There is a guy in Missouri named Greg Judy. He does rotational grazing, mostly of cattle, but is familiar with multi species grazing, and the rate of recovery of forage. Plenty of things cmoe up when you google his name, but here is a good starting place: http://www.permaculturevoices.com/tag/greg-judy/


Looking at your plan, I think your paddocks are too large for that numbe of animals, once the forage is developed. I think you could keep them at that size, but use electric fence to keep them off part of it, then move them across the paddock in a couple of stages. But, as I said that would be after the forage is established. Until then, it would be really important to limit their access to the pasture.

I think having a snug shelter of some kind with a small dry lot with hay feeder would be helpful. Maybe one between one-two and another between three-four. You could rotate them between the two dry lots while the pastures are developing, and have the means to give them limited access to the paddocks.

One thing I learnd from Greg Judy is that if you have a contained paddock and you put electric fence across to keep them in one end of it, then when you're ready to move them, you just move the fence down and give them access to the next section, no need to "back fence. They will go to the fresh feed. If you had the water available at the shelter / at the dry lot, they could go back to the water, which would save you some time and effort. Also, he says move them when there is still feed left.

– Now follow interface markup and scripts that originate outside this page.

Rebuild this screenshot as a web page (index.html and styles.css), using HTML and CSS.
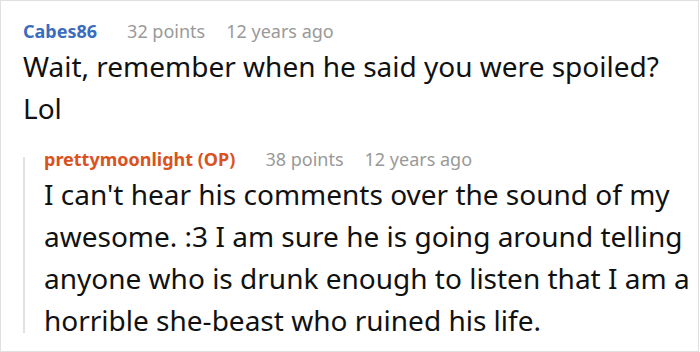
FILE: index.html
```html
<!DOCTYPE html>
<html lang="en">
<head>
    <meta charset="UTF-8">
    <meta name="viewport" content="width=device-width, initial-scale=1.0">
    <title>Comment thread</title>
    <link rel="stylesheet" href="styles.css">
</head>
<body>
    <div class="thread">
        <div class="comment">
            <div class="meta">
                <span class="author">Cabes86</span>
                <span class="points">32 points</span>
                <span class="time">12 years ago</span>
            </div>
            <p class="text">Wait, remember when he said you were spoiled? Lol</p>

            <!-- Reply -->
            <div class="comment reply">
                <div class="meta">
                    <span class="author op">prettymoonlight (OP)</span>
                    <span class="points">38 points</span>
                    <span class="time">12 years ago</span>
                </div>
                <p class="text">I can't hear his comments over the sound of my awesome. :3 I am sure he is going around telling anyone who is drunk enough to listen that I am a horrible she-beast who ruined his life.</p>
            </div>
        </div>
    </div>
</body>
</html>
```

FILE: styles.css
```css
* {
    margin: 0;
    padding: 0;
    box-sizing: border-box;
}

body {
    font-family: 'Noto Sans', 'Open Sans', sans-serif;
    background: #fff;
    color: #111;
}

/* Outer frame */
.thread {
    width: 699px;
    height: 352px;
    border: 1px solid #e0e0e0;
    padding: 16px 2px 0 22px;
}

/* Comment header */
.meta {
    display: flex;
    align-items: baseline;
    font-size: 18px;
    line-height: 28px;
}

.author {
    font-weight: 700;
    color: #3a6cbf;
    margin-right: 30px;
}

.author.op {
    color: #d9531e;
}

.points {
    color: #999;
    margin-right: 21px;
}

.time {
    color: #999;
}

.text {
    font-size: 28px;
    line-height: 42px;
}

/* Nested reply, with a thread line on the left */
.reply {
    position: relative;
    margin-top: 16px;
    padding-left: 21px;
}

.reply::before {
    content: "";
    position: absolute;
    left: 0;
    top: 12px;
    bottom: 8px;
    width: 2px;
    background: #e2e2e2;
}
```
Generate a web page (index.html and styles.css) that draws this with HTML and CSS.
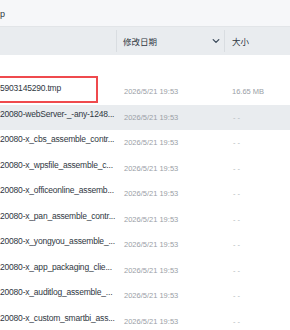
FILE: index.html
```html
<!DOCTYPE html>
<html lang="zh-CN">
<head>
<meta charset="utf-8">
<link rel="stylesheet" href="styles.css">
</head>
<body>
<div class="page">
  <div class="topbar"><span class="crumb">p</span></div>
  <div class="thead">
    <div class="th th-name"></div>
    <div class="th th-date"><span>修改日期</span>
      <svg class="chev" width="8" height="6" viewBox="0 0 8 6"><path d="M1.2 1.6 L4 4.4 L6.8 1.6" fill="none" stroke="#3b4a5a" stroke-width="1.3" stroke-linecap="round" stroke-linejoin="round"/></svg>
    </div>
    <div class="th th-size"><span>大小</span></div>
  </div>
  <div class="tbody">
    <div class="row first">
      <div class="name">5903145290.tmp</div>
      <div class="date">2026/5/21 19:53</div>
      <div class="size">16.65 MB</div>
      <div class="mark"></div>
    </div>
    <div class="row hl">
      <div class="name">20080-webServer-_-any-1248...</div>
      <div class="date">2026/5/21 19:53</div>
      <div class="size empty">- -</div>
    </div>
    <div class="row">
      <div class="name">20080-x_cbs_assemble_contr...</div>
      <div class="date">2026/5/21 19:53</div>
      <div class="size empty">- -</div>
    </div>
    <div class="row">
      <div class="name">20080-x_wpsfile_assemble_c...</div>
      <div class="date">2026/5/21 19:53</div>
      <div class="size empty">- -</div>
    </div>
    <div class="row">
      <div class="name">20080-x_officeonline_assemb...</div>
      <div class="date">2026/5/21 19:53</div>
      <div class="size empty">- -</div>
    </div>
    <div class="row">
      <div class="name">20080-x_pan_assemble_contr...</div>
      <div class="date">2026/5/21 19:53</div>
      <div class="size empty">- -</div>
    </div>
    <div class="row">
      <div class="name">20080-x_yongyou_assemble_...</div>
      <div class="date">2026/5/21 19:53</div>
      <div class="size empty">- -</div>
    </div>
    <div class="row">
      <div class="name">20080-x_app_packaging_clie...</div>
      <div class="date">2026/5/21 19:53</div>
      <div class="size empty">- -</div>
    </div>
    <div class="row">
      <div class="name">20080-x_auditlog_assemble_...</div>
      <div class="date">2026/5/21 19:53</div>
      <div class="size empty">- -</div>
    </div>
    <div class="row">
      <div class="name">20080-x_custom_smartbi_ass...</div>
      <div class="date">2026/5/21 19:53</div>
      <div class="size empty">- -</div>
    </div>
  </div>
</div>
</body>
</html>
```
FILE: styles.css
```css
* { box-sizing: border-box; }
html, body { margin: 0; padding: 0; }
body {
  width: 290px;
  height: 330px;
  overflow: hidden;
  background: #ffffff;
  font-family: "Liberation Sans", "Noto Sans CJK SC", sans-serif;
  color: #2f3742;
}
.page { width: 290px; height: 330px; overflow: hidden; }
.topbar {
  height: 27px;
  background: #f6f7f9;
  border-bottom: 1px solid #e2e5e8;
  display: flex;
  align-items: center;
  font-size: 9px;
  padding-top: 2px;
}
.crumb { margin-left: 0; color: #2f3742; }
.thead {
  height: 28px;
  background: #e9ecef;
  display: grid;
  grid-template-columns: 117px 108px 1fr;
  align-items: center;
  font-size: 8.5px;
  color: #2f3742;
}
.th { height: 22px; display: flex; align-items: center; border-right: 1px solid #d9dde1; }
.th-size { border-right: none; padding-left: 7px; }
.th-date { padding-left: 6px; padding-right: 4px; }
.chev { margin-left: auto; }
.tbody { padding-top: 24px; }
.row {
  position: relative;
  height: 25.5px;
  display: grid;
  grid-template-columns: 117px 108px 1fr;
  align-items: center;
  font-size: 7.5px;
}
.row.hl { background: #e9ecef; }
.name {
  font-size: 8.5px;
  letter-spacing: -0.2px;
  color: #2f3742;
  white-space: nowrap;
  overflow: hidden;
  margin-top: -7px;
}
.date { color: #9aa0a6; padding-left: 7px; }
.size { color: #9aa0a6; padding-left: 7px; }
.size.empty { color: #b3b8bd; padding-left: 8px; }
.mark {
  position: absolute;
  left: -4px;
  top: -3px;
  width: 102px;
  height: 27px;
  border: 2px solid #ef4a4d;
}
```
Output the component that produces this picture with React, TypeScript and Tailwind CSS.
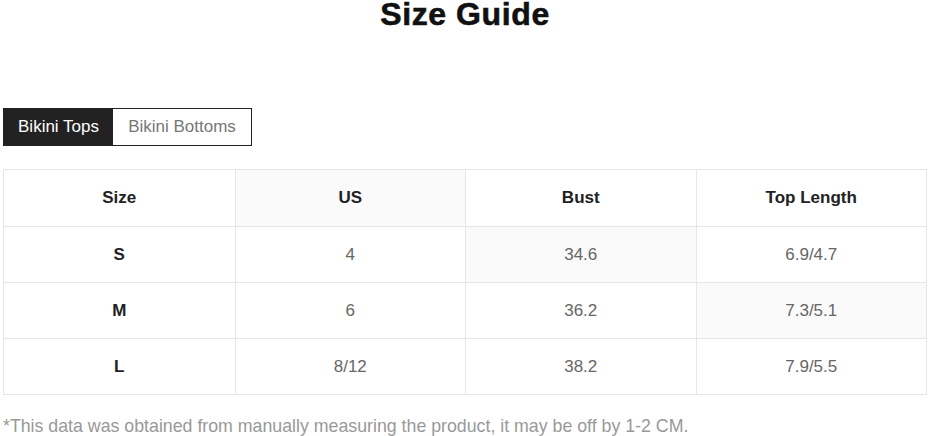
import React from "react";

const rows = [
  { size: "S", us: "4", bust: "34.6", top: "6.9/4.7" },
  { size: "M", us: "6", bust: "36.2", top: "7.3/5.1" },
  { size: "L", us: "8/12", bust: "38.2", top: "7.9/5.5" },
];

export default function App() {
  const shade = (r: number, c: number) =>
    (r === -1 && c === 1) || (r === 0 && c === 2) || (r === 1 && c === 3);
  return (
    <div
      className="w-[930px] h-[436px] bg-white overflow-hidden px-[3px]"
      style={{ fontFamily: '"Liberation Sans", Arial, sans-serif' }}
    >
      <h1 className="-mt-[4px] text-center text-[32px] leading-[36px] font-bold text-[#111] tracking-[0.6px] [-webkit-text-stroke:0.6px_#111]">
        Size Guide
      </h1>
      <div className="mt-[76px] flex w-fit border border-[#222]">
        <div className="w-[109px] h-[36px] flex items-center justify-center bg-[#222] text-white text-[17px]">
          Bikini Tops
        </div>
        <div className="w-[138px] h-[36px] flex items-center justify-center bg-white text-[#777] text-[17px]">
          Bikini Bottoms
        </div>
      </div>
      <div className="mt-[23px] w-[924px] border border-[#e6e6e6]">
        <div className="grid grid-cols-4 h-[56px]">
          {["Size", "US", "Bust", "Top Length"].map((h, c) => (
            <div
              key={h}
              className={`flex items-center justify-center text-[17px] font-bold text-[#222] ${
                c > 0 ? "border-l border-[#e6e6e6]" : ""
              } ${shade(-1, c) ? "bg-[#fafafa]" : ""}`}
            >
              {h}
            </div>
          ))}
        </div>
        {rows.map((row, r) => (
          <div key={row.size} className="grid grid-cols-4 h-[56px] border-t border-[#e6e6e6]">
            {[row.size, row.us, row.bust, row.top].map((v, c) => (
              <div
                key={c}
                className={`flex items-center justify-center text-[17px] ${
                  c === 0 ? "font-bold text-[#222]" : "text-[#666]"
                } ${c > 0 ? "border-l border-[#e6e6e6]" : ""} ${
                  shade(r, c) ? "bg-[#fafafa]" : ""
                }`}
              >
                {v}
              </div>
            ))}
          </div>
        ))}
      </div>
      <p className="mt-[20px] text-[17.75px] text-[#999] leading-[22px]">
        *This data was obtained from manually measuring the product, it may be off by 1-2 CM.
      </p>
    </div>
  );
}
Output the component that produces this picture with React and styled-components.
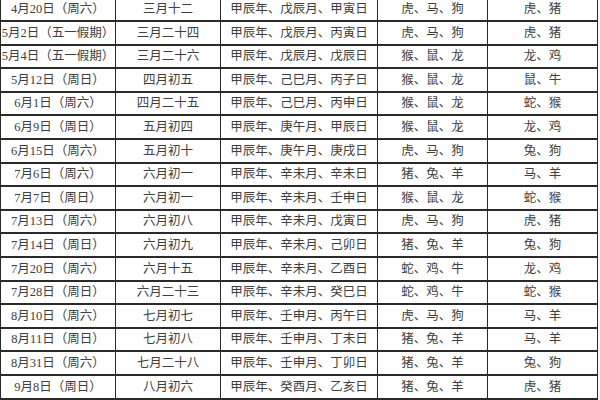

Don't keep looking in there thinking they have enough for at least another day. Move them! As a beginner, this is hard for me, but I am learning.

One thing I notice with my one 5 year old la mancha I am milking and the 4 nubian doelings: if I put them in too big a place, with plenty of nice tall feed, they ruin as much as they eat, and the paddock doesn't last as long as the feed available could have fed them.

As for establishing pasture, do you have adequate rainfall or the means to water it? I agree with the guy who said that water isn't all it takes, but you can't get replenishing forage without it....

What to plant: make sure it is adapted to your climate. I live in western colorado, high desert, sandy soil. One of the most prolific "weeds" is also one of the goat's favorite in the summer time. Kochia scoparia. It is an annual and when it is hot, it is one of the ones that seems to grow faster than fast. It is a C4 plant, meaning it fixes CO2 faster than the "normal" C3 plants. I don't want to get it wrong, or go look it up, so the general idea is that for every 3 CO2 that a C3 plant takes up, a C4 takes up 4. 25% faster growth, or is that 33%? Anyway, these are hot season adapted "weeds". There are hot and cool season grasses and other "weeds". My goats eat different things as the season progresses. Right now, late July, they are eating the C4 weeds and grasses. When the weather cools off, the cool season grasses and forbes will begin to grow faster. Then the goats prefer those.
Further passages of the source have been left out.